Decision to commit to the partner track

Mark: I was a manager and explored a few opportunities outside of the firm and realized the long-term career was really what I was most passionate about.

Travis: Throughout my career prior to promotion to senior manager, I periodically assessed whether I should consider leaving the firm. Each time, I asked myself whether I still enjoyed the work, whether I felt challenged and was continuing to learn, and whether I still enjoyed working with my co-workers. The answer to these questions was “yes” each time, so I decided to continue my career with EY.

What skills do you think are most important for students to have as they come out of MAC programs today?  

Mark: Of course, communication skills are vital – along with being confident, genuine, intelligent, collaborative, outgoing, these are all great characteristics to have coming out.  However, technical ability is a premium. Being able to consistently understand technical financial related issues quickly, to get to an answer, is coveted. Layering in with that technology and data analytics.

Travis: In addition to strong technical accounting and finance skills, it is critical for students to be well rounded with “soft” skills, including strong verbal and written communication skills, organization skills, project management skills, and the ability to collaborate and work effectively on a team.

What advice do you have for students going into the accounting profession today?

Mark: I would say that, no matter what job a student has when graduating, quickly figure out what unique value are you truly going to be able to bring to an organization. The profession is continuing to change and there are people that just want a “job” and people that want a “career.” With technology continuing to evolve, there will be fewer and fewer positions for people who just want a job.

Travis: My advice is to keep an open mind to new experiences and opportunities. The profession has a lot to offer and is continuing to evolve and change. The more students are open to new opportunities (e.g., new roles, assignments, geographic locations) the more they will grow professionally.

What do you remember most from your time in the NC State MAC Program?

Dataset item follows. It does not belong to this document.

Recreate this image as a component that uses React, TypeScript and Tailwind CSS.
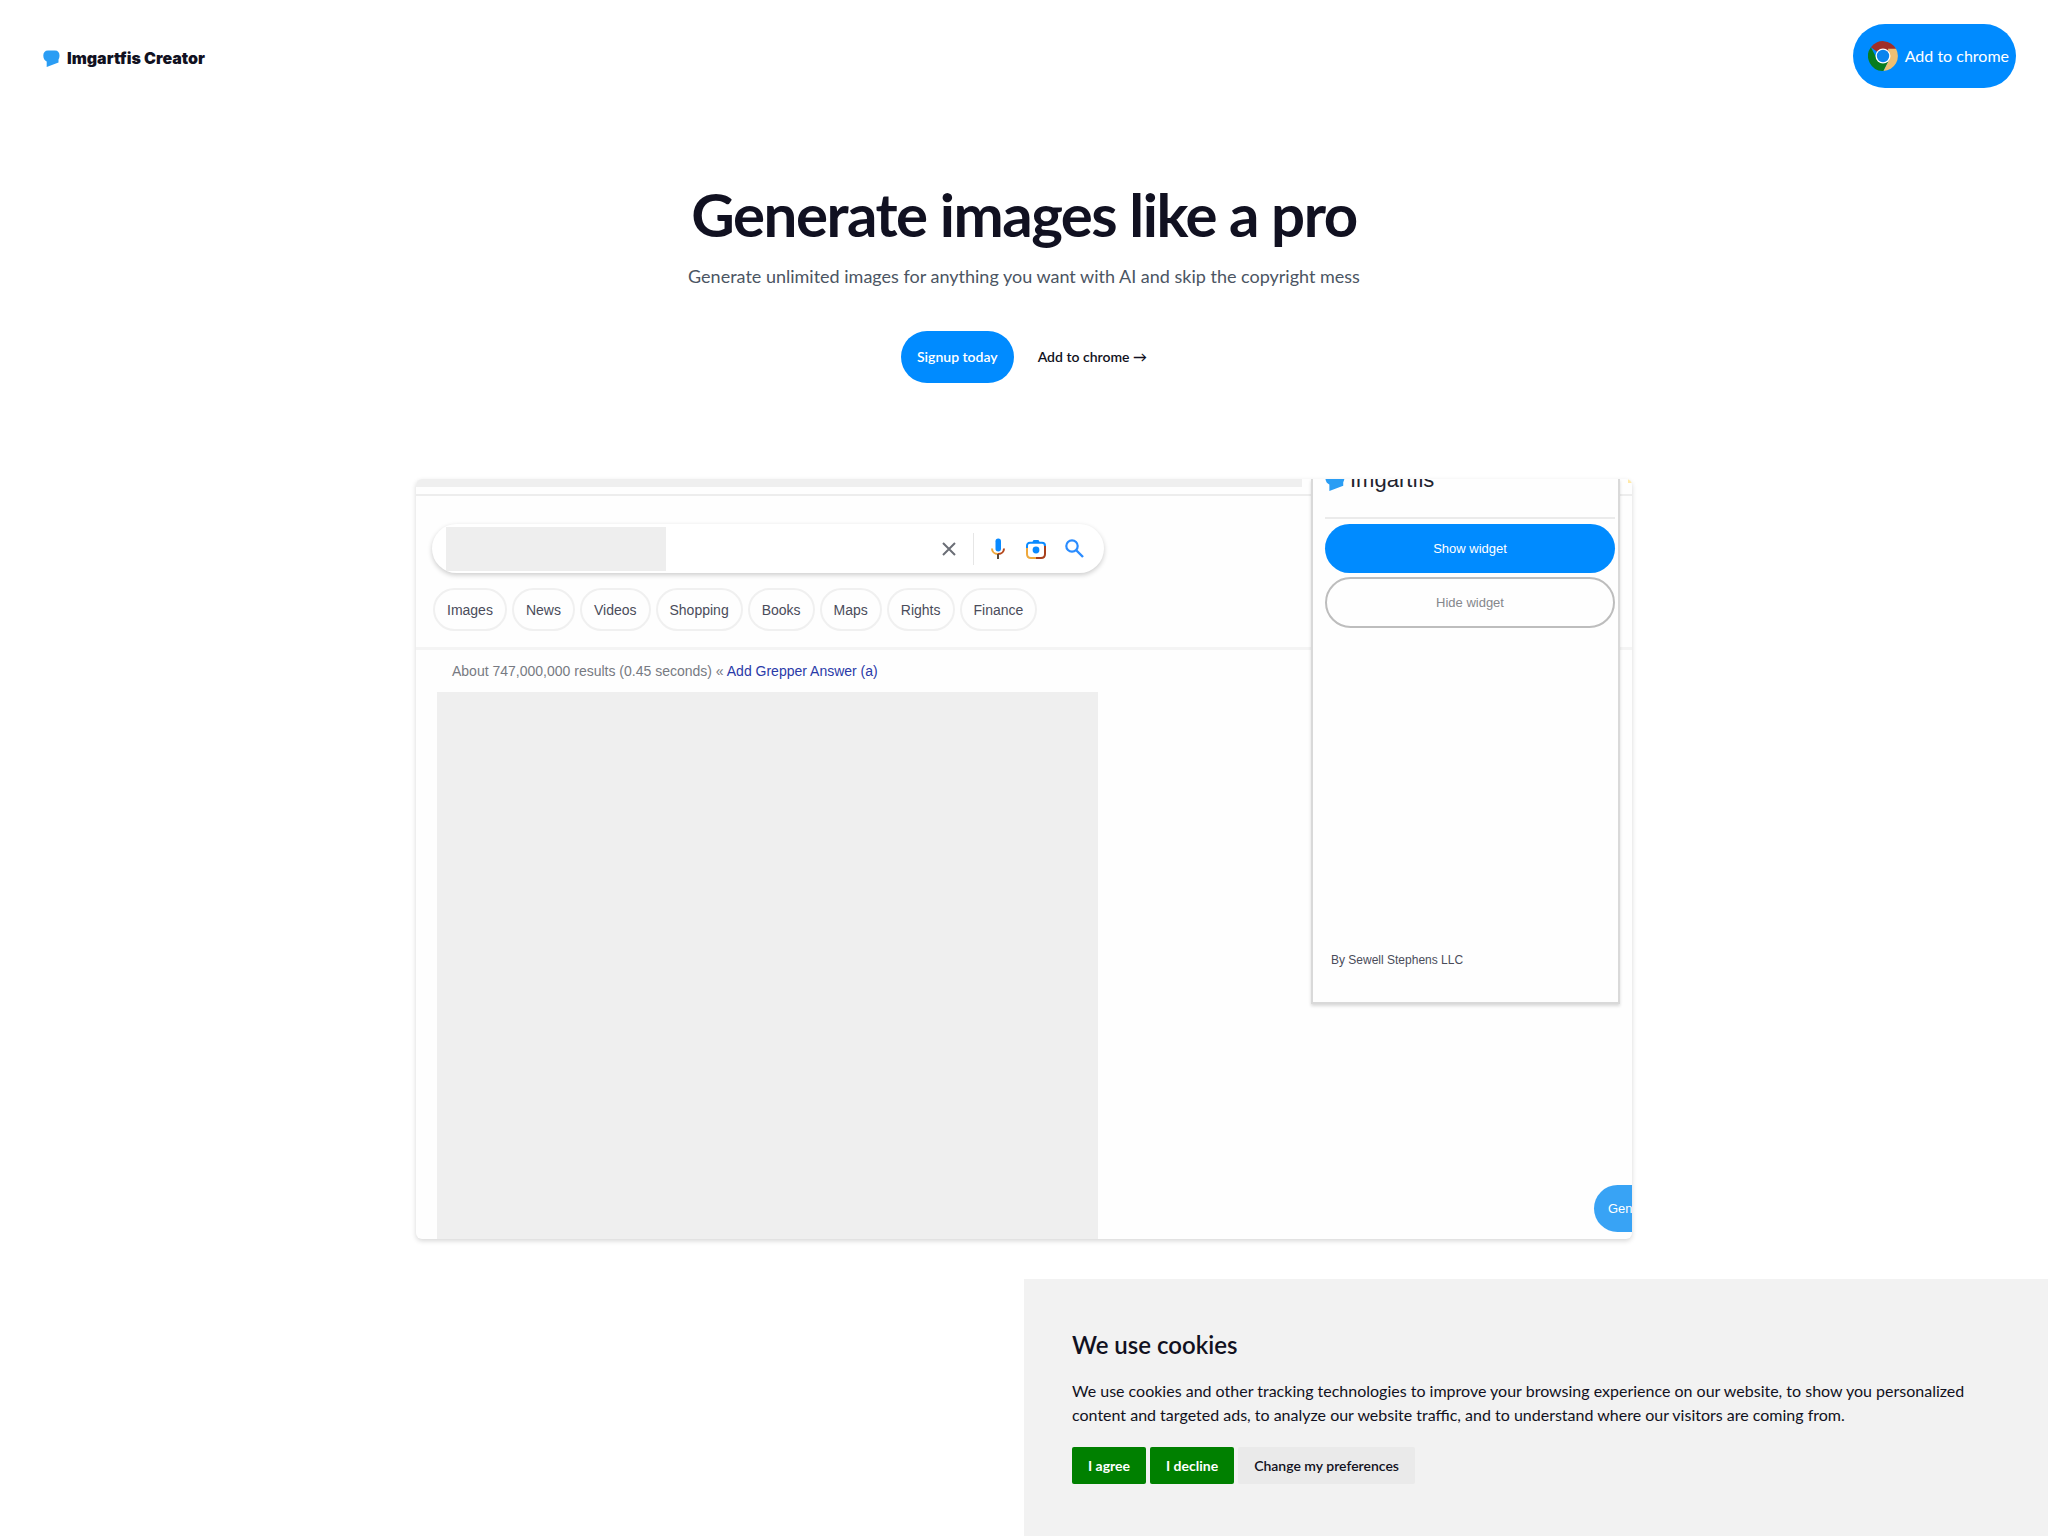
import { ReactNode } from "react";

const chips = ["Images", "News", "Videos", "Shopping", "Books", "Maps", "Rights", "Finance"];

function Bubble({ className }: { className: string }) {
  return (
    <svg viewBox="0 0 17 17" className={className} aria-hidden="true">
      <path
        d="M5 0.500H12C15 0.500 16.500 2.500 16.500 5.500C16.500 7.500 16 8.500 15.500 9.500V12.500L3.700 16.900V11.500C1.500 10.500 0.300 8.500 0.300 5.500C0.300 2.500 2 0.500 5 0.500Z"
        fill="#2a9df4"
      />
    </svg>
  );
}

function ChromeIcon() {
  return (
    <svg viewBox="0 0 30 30" className="size-[30px]" aria-hidden="true">
      <path d="M15 15 2.900 6.200A15 15 0 0 1 28 7.700z" fill="#a02f28" />
      <path d="M2.900 6.200A15 15 0 0 0 15.500 30L21 19 15 15 8 16z" fill="#087c1e" />
      <path d="M28 7.700A15 15 0 0 1 15.500 30L21.500 18 20 7.700z" fill="#eebf72" />
      <circle cx="15" cy="15" r="7.500" fill="#fff" />
      <circle cx="15" cy="15" r="6.200" fill="#0a84ee" />
    </svg>
  );
}

function MicIcon() {
  return (
    <svg viewBox="0 0 14 22" className="h-[22px] w-[14px]" fill="none" aria-hidden="true">
      <rect x="4.500" y="0.500" width="5.500" height="13" rx="2.700" fill="#0a8aff" />
      <path d="M1 10.500c0 3 2.200 5.500 6 5.500" stroke="#eea83c" strokeWidth="2" />
      <path d="M7 16c3.800 0 6-2.500 6-5.500" stroke="#b5481c" strokeWidth="2" />
      <path d="M7 16v5" stroke="#5a4a3a" strokeWidth="2" />
    </svg>
  );
}

function LensIcon() {
  return (
    <svg viewBox="0 0 20 20" className="size-5" fill="none" aria-hidden="true">
      <path d="M1 9V7c0-2 1-3.200 3-3.200h12c2 0 3 1.200 3 3.200" stroke="#0a8aff" strokeWidth="2" />
      <path d="M6 3.800 7.500 1h5L14 3.800z" fill="#0a8aff" />
      <path d="M1 9v6c0 2.500 1.500 4 4 4h5" stroke="#eea83c" strokeWidth="2" />
      <path d="M19 7v8c0 2.500-1.500 4-4 4h-5" stroke="#a8401c" strokeWidth="2" />
      <circle cx="10" cy="11" r="3.400" fill="#0a8aff" />
    </svg>
  );
}

function SearchIcon() {
  return (
    <svg viewBox="0 0 19 19" className="size-[19px]" fill="none" stroke="#2a8cff" aria-hidden="true">
      <circle cx="7" cy="7" r="5.700" strokeWidth="2.200" />
      <path d="m11 11 7 7" strokeWidth="2.400" />
    </svg>
  );
}

function IconButton({ label, children }: { label: string; children: ReactNode }) {
  return (
    <button type="button" aria-label={label} className="flex w-5 items-center justify-center">
      {children}
    </button>
  );
}

function SearchPreview() {
  return (
    <div className="relative flex aspect-[8/5] flex-col overflow-hidden rounded-md bg-[#fefefe] font-['Liberation_Sans',sans-serif] shadow-[0_2px_5px_rgba(0,0,0,0.16)]">
      <div className="mr-[330px] h-2 shrink-0 bg-[#efefef]" />
      <div className="mt-[7px] h-[2px] shrink-0 bg-[#ededed]" />

      <div className="ml-4 mt-7 flex h-[49px] w-[672px] shrink-0 items-center rounded-full bg-white pl-[14px] pr-5 shadow-[0_2px_5px_rgba(0,0,0,0.2)]">
        <div className="h-[44px] w-[220px] bg-[#eeeeee]" />
        <div className="ml-auto flex items-center gap-[18px]">
          <IconButton label="Clear">
            <svg viewBox="0 0 14 14" className="size-[14px]" stroke="#6b6e76" strokeWidth="2" aria-hidden="true">
              <path d="m1 1 12 12M13 1 1 13" />
            </svg>
          </IconButton>
          <div className="-mx-1 h-8 w-px bg-[#e6e6e6]" />
          <IconButton label="Search by voice"><MicIcon /></IconButton>
          <IconButton label="Search by image"><LensIcon /></IconButton>
          <IconButton label="Search"><SearchIcon /></IconButton>
        </div>
      </div>

      <div className="ml-[17px] mt-[15px] flex shrink-0 gap-[5px]">
        {chips.map((chip) => (
          <button
            key={chip}
            type="button"
            className="h-[43px] rounded-full border-2 border-[#f0f0f0] px-3 text-sm text-[#4a4c5a]"
          >
            {chip}
          </button>
        ))}
      </div>
      <div className="mt-4 h-[3px] shrink-0 bg-[#f4f4f4]" />

      <p className="ml-9 mt-[11px] shrink-0 text-sm leading-5 text-[#777a82]">
        About 747,000,000 results (0.45 seconds) «{" "}
        <a href="#" className="text-[#2a3aa8]">Add Grepper Answer (a)</a>
      </p>
      <div className="ml-[21px] mt-[11px] w-[661px] grow bg-[#efefef]" />

      {/* extension popup */}
      <div className="absolute right-3 top-0 flex h-[525px] w-[309px] flex-col border-x-2 border-b-2 border-[#d9d9d9] bg-[#fefefe] pl-3 pr-[3px] shadow-[0_2px_3px_rgba(0,0,0,0.15)]">
        <div className="-mt-3 flex h-[52px] items-start gap-[5px] border-b-2 border-[#ebebeb]">
          <Bubble className="mt-1 size-5" />
          <span className="text-[22px] leading-[26px] font-medium text-[#22232e]">Imgartfis</span>
        </div>
        <button type="button" className="mt-[5px] h-[49px] shrink-0 rounded-full bg-[#008bff] text-[13px] text-white">
          Show widget
        </button>
        <button type="button" className="mt-1 h-[51px] shrink-0 rounded-full border-2 border-[#bdbdbd] text-[13px] text-[#85878c]">
          Hide widget
        </button>
        <p className="mb-8 ml-[6px] mt-auto text-xs leading-5 text-[#4a4c5a]">By Sewell Stephens LLC</p>
      </div>

      <div className="absolute right-0 top-0 size-1 bg-[#ffe9a8]" />

      <button
        type="button"
        className="absolute -right-16 bottom-[7px] h-[47px] w-[102px] rounded-full bg-[#38a3f5] pl-[14px] text-left text-[13px] text-white"
      >
        Generate
      </button>
    </div>
  );
}

function CookieNotice() {
  return (
    <section
      aria-labelledby="cookie-title"
      className="fixed bottom-0 right-0 w-1/2 bg-[#f2f2f2] p-12 pb-[52px] text-[#111121]"
    >
      <h2 id="cookie-title" className="text-2xl leading-9 font-semibold">We use cookies</h2>
      <p className="mt-4 text-base leading-6">
        We use cookies and other tracking technologies to improve your browsing experience on our website, to show you
        personalized content and targeted ads, to analyze our website traffic, and to understand where our visitors are
        coming from.
      </p>
      <div className="mt-5 flex gap-1 text-sm">
        <button type="button" className="h-[37px] rounded-xs bg-[#008000] px-4 font-bold text-white">I agree</button>
        <button type="button" className="h-[37px] rounded-xs bg-[#008000] px-4 font-bold text-white">I decline</button>
        <button type="button" className="h-[37px] rounded-xs bg-[#eaeaea] px-4 font-semibold">
          Change my preferences
        </button>
      </div>
    </section>
  );
}

export default function App() {
  return (
    <div className="min-h-screen bg-white font-['Lato',sans-serif] text-[#111121]">
      <header className="flex items-center justify-between px-8 py-6">
        <a href="#" className="ml-[11px] flex items-center gap-[7px] pt-1">
          <Bubble className="size-[17px]" />
          <span className="font-['Inter','Liberation_Sans',sans-serif] text-base leading-6 font-black">
            Imgartfis Creator
          </span>
        </a>
        <a href="#" className="flex h-16 items-center gap-[7px] rounded-full bg-[#008bff] pl-[15px] pr-[7px] text-base text-white">
          <ChromeIcon />
          Add to chrome
        </a>
      </header>

      <main className="mx-auto max-w-7xl px-8 pt-18 pb-24">
        <div className="text-center">
          <h1 className="text-6xl leading-none font-bold tracking-tight">Generate images like a pro</h1>
          <p className="mt-4 text-lg leading-8 text-[#4b5563]">
            Generate unlimited images for anything you want with AI and skip the copyright mess
          </p>
          <div className="mt-[39px] flex items-center justify-center gap-6 text-sm font-semibold">
            <a href="#" className="flex h-[52px] items-center rounded-full bg-[#008bff] px-4 text-white">
              Signup today
            </a>
            <a href="#">Add to chrome →</a>
          </div>
        </div>
        <div className="mt-24">
          <SearchPreview />
        </div>
      </main>

      <CookieNotice />
    </div>
  );
}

Mark: I was in one of the early MAC classes and remember a teacher (C.J. Skender) who taught the CPA review course and was one of the more influential people in my life. Back then we had to take all four parts in one sitting over two eight-hour days. I believe 55 percent of our MAC class passed in the first sitting (including me), which I attribute to the undergrad curriculum, the MAC program, faculty and C.J. I had a great experience and am honored to still be connected with the program.

Travis: I remember the camaraderie among the students in the MAC Program. At that time, there were about 50 students in the program, so we knew each other well. I also remember how engaged the professors were with the students – the professors took special interest in helping each student be successful. While challenging, I thoroughly enjoyed my experience in the program and felt very well prepared to begin my career at EY.